_Task details_
Print, without altering anything, the lines from the one that holds "Rebuild this screenshot as a component, using React, TypeScript" to the one that holds "import React from 'react';", inclusive. No other lines belong in the output.

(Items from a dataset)
----------
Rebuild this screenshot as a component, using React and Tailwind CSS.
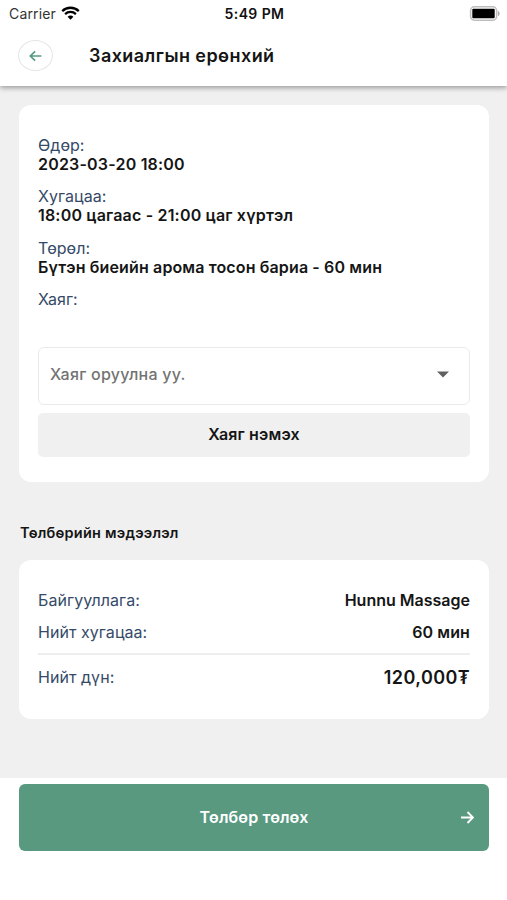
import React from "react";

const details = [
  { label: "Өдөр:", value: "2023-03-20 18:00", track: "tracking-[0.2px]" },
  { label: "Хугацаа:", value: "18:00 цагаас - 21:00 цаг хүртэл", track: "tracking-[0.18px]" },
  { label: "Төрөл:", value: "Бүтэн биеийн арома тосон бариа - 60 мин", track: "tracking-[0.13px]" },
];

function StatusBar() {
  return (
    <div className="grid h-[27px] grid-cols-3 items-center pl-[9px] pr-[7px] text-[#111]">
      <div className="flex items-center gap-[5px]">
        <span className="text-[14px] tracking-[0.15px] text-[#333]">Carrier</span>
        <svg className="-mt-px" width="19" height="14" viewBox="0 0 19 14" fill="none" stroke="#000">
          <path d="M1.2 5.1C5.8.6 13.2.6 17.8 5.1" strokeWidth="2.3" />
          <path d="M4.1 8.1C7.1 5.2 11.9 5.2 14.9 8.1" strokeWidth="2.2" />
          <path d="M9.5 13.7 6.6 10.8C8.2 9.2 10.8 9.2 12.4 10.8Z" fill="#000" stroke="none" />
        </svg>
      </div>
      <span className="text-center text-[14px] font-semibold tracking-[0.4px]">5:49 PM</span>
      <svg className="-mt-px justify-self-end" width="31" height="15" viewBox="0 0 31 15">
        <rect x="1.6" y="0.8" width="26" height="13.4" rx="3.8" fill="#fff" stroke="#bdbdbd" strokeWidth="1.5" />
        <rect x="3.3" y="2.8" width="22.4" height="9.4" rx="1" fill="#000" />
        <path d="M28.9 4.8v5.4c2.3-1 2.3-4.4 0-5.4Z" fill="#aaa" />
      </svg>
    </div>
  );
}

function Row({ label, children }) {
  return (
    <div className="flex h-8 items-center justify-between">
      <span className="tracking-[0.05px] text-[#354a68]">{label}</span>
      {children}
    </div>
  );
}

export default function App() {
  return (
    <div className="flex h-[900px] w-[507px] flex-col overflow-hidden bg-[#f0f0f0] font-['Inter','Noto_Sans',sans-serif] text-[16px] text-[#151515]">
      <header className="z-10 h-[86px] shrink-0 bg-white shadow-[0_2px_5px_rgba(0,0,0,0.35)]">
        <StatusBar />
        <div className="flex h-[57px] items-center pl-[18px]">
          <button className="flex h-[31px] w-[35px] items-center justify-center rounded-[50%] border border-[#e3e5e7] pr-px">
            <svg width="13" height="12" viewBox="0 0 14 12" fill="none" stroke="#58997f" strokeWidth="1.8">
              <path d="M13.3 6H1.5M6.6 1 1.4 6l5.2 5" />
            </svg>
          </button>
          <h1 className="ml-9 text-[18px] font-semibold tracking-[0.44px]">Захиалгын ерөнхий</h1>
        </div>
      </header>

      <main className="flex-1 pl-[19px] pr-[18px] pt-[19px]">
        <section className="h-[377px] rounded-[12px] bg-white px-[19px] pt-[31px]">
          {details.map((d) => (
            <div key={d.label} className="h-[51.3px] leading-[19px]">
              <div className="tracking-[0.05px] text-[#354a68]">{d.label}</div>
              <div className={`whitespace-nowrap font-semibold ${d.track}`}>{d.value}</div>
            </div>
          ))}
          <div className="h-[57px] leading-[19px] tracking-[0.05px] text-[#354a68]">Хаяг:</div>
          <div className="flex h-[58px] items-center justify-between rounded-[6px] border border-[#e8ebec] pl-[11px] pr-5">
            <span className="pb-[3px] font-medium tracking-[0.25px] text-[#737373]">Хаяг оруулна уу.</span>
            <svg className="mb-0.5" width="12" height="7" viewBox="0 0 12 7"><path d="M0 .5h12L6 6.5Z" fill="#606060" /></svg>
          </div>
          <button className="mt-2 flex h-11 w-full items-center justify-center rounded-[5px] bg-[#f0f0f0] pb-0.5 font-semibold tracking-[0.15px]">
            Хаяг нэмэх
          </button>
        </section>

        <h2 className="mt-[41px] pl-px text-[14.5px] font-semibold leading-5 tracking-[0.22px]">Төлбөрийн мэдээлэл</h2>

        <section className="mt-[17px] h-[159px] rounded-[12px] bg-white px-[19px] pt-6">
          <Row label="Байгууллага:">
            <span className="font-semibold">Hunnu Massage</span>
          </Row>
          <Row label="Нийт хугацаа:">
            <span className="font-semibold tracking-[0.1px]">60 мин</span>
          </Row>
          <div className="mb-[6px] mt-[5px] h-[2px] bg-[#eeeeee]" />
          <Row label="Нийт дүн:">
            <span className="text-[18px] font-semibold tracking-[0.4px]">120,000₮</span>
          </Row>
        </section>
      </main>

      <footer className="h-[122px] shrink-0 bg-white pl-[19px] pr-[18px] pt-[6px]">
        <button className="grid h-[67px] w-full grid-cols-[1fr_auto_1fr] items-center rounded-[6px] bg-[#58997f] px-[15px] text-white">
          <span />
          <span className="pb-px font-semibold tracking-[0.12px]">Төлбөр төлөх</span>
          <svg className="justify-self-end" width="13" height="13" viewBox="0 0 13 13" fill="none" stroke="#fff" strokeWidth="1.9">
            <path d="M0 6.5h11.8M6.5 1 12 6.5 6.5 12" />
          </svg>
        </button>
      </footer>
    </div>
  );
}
----------
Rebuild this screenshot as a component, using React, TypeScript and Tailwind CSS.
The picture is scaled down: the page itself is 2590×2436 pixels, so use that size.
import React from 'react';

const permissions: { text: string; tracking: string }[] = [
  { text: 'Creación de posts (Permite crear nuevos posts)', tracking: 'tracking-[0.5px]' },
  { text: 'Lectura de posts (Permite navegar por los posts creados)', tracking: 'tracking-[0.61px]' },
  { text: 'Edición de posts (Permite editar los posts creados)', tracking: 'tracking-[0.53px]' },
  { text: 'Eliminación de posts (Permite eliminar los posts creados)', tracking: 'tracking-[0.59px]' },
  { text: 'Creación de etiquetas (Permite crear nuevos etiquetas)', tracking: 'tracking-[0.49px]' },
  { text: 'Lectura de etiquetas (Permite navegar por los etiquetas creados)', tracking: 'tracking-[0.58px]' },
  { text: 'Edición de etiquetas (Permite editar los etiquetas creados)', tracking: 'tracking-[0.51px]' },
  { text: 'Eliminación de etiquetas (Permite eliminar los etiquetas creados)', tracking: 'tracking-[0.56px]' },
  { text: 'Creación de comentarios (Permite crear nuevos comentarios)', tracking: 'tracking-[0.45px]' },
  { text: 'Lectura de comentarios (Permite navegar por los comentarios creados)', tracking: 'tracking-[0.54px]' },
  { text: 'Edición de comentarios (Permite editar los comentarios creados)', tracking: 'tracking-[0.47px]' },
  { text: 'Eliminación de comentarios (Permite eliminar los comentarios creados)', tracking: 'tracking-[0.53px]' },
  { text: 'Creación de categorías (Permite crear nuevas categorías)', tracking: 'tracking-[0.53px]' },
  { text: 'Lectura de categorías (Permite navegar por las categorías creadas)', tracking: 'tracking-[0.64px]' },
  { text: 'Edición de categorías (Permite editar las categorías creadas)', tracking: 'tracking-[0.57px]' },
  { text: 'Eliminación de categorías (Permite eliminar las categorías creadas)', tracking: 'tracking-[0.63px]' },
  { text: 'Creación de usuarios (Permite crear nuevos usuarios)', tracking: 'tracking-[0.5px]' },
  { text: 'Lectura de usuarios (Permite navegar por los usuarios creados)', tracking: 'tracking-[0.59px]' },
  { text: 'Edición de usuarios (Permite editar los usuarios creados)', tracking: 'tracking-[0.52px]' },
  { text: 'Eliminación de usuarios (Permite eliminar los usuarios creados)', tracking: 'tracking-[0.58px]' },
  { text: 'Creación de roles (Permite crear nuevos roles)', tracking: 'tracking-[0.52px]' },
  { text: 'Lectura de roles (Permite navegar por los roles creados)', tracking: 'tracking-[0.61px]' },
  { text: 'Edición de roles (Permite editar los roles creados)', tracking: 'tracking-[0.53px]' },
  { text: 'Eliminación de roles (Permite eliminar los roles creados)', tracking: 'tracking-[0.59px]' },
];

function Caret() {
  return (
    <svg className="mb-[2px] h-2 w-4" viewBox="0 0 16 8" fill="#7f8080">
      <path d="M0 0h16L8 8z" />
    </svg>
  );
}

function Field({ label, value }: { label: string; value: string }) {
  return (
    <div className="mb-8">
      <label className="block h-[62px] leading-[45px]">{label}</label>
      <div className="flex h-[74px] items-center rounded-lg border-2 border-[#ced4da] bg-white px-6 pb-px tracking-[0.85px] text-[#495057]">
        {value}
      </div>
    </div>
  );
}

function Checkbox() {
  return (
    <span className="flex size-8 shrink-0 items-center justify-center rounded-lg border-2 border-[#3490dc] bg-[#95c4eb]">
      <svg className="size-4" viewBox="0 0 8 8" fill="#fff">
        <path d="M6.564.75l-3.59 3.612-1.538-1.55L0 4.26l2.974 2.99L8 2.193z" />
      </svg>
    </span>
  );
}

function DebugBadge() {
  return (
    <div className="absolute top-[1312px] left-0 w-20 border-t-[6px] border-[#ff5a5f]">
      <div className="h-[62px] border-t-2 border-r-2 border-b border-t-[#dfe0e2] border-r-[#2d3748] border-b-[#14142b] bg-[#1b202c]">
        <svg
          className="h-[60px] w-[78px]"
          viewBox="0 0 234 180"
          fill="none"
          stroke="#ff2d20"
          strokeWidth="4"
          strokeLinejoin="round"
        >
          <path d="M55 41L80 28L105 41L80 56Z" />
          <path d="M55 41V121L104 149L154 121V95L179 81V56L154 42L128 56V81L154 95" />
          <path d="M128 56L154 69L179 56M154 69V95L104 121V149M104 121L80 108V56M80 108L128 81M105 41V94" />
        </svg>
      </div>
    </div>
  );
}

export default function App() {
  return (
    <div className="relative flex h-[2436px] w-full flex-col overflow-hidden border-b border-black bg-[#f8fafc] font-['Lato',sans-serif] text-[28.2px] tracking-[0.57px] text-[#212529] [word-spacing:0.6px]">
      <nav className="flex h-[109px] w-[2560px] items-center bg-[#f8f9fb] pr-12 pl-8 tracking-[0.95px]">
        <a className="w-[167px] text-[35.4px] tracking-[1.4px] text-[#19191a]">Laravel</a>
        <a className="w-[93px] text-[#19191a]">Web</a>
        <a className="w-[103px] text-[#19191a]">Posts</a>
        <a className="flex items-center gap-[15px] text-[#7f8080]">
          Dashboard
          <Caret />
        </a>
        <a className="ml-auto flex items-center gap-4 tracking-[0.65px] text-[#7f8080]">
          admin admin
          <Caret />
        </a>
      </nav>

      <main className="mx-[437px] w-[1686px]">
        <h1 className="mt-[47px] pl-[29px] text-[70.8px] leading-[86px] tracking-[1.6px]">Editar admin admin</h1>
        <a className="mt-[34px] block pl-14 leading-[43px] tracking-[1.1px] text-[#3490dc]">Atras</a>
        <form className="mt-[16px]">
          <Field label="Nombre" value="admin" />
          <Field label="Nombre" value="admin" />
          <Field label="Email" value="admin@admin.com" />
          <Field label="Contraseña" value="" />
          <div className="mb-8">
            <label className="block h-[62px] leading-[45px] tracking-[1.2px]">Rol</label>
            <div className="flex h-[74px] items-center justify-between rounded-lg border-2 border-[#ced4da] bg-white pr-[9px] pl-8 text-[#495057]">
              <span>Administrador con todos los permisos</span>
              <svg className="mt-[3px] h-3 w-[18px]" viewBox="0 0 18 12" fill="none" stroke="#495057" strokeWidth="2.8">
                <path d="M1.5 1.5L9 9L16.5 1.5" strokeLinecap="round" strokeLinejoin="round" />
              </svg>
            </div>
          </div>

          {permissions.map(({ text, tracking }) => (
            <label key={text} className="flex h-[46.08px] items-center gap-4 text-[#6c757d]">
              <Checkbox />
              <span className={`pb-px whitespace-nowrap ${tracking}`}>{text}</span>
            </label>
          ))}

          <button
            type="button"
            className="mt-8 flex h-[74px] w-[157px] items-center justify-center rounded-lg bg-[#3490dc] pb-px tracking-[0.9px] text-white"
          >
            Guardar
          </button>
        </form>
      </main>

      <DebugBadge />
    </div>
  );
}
----------
_Problem solution_
Rebuild this screenshot as a component, using React, TypeScript and Tailwind CSS.
The picture is scaled down: the page itself is 2590×2436 pixels, so use that size.
import React from 'react';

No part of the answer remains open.